Tuesday, April 27, 2010


Romanesque art is most seen in the innovations in architecture. Solid, heavy forms and the use of the rounded arches characterize it. Sculpture was integrated into architecture. Churches sprung up quickly during this time. Plans called for large spaces with the addition of transepts to accommodate larger congregations. Ambulatories were added to allow visitors to view the relics of the saints. Wooden roofs were replaced with stone vaults. Buttresses were used to contain the outward thrust of the thick, heavy building style. Its massive walls carried the basic load of the building. Multi-colored diaphragm arches and arches that separated the space in the hall were included in the worship spaces. These arches lent a graceful massing of shapes.

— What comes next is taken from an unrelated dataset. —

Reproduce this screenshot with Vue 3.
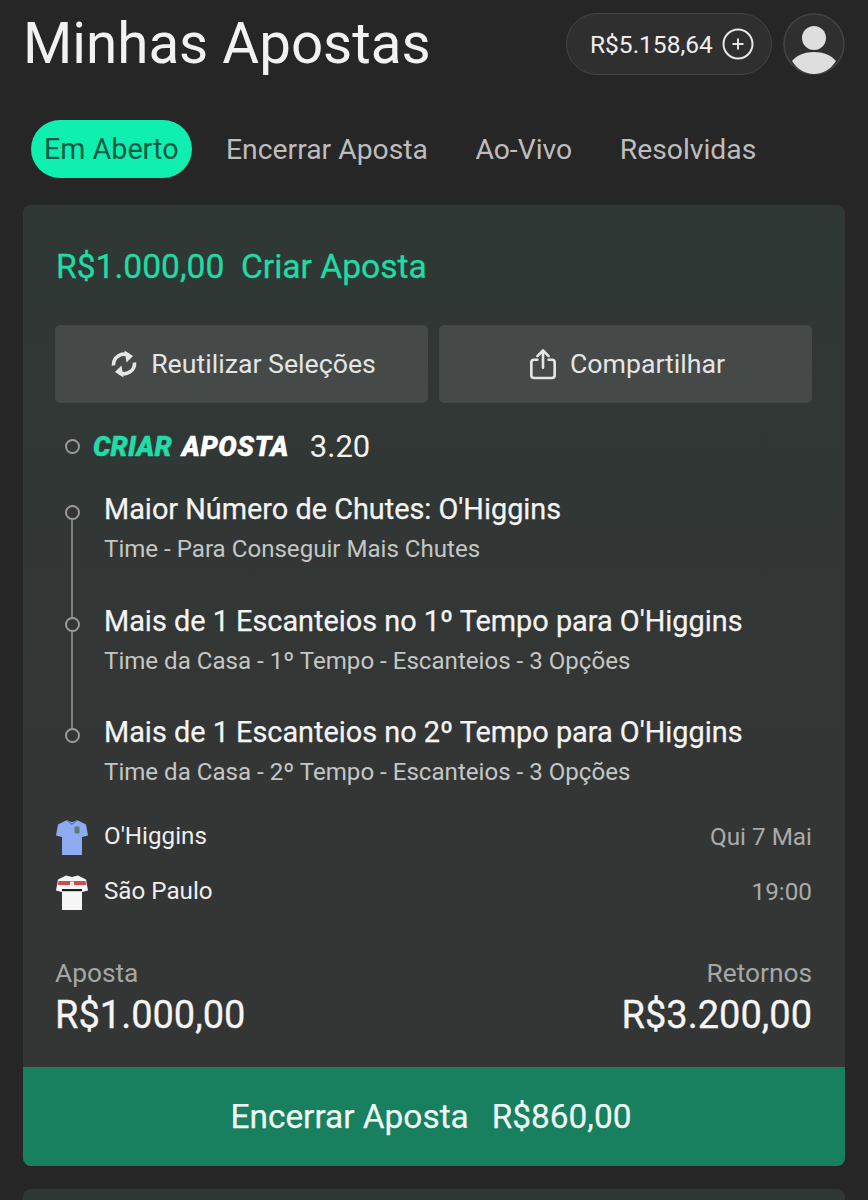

They also used piers, columns, groin vaults, narrow windows, large towers and decorative arcading. The interiors were dim and hemmed in with heavy stone walls. Romanesque architecture did reintroduce two important forms of fine art, sculpture and stained glass.

The spread of the Romanesque style coincided with the reassertiveness of Roman Christianity. This influence on secular authorities led to the crusade to free the Holy Land from the grip of Islam. The success of the Crusaders and their acquisition of relics spawned many new cathedrals across Europe. Rome exercised growing power via a network of bishops and monastic orders. The officials exercised growing administrative power over the local population. Most notably was the power to collect tax revenues, which they devoted to religious works, especially the building of cathedrals and the illuminated gospel manuscripts.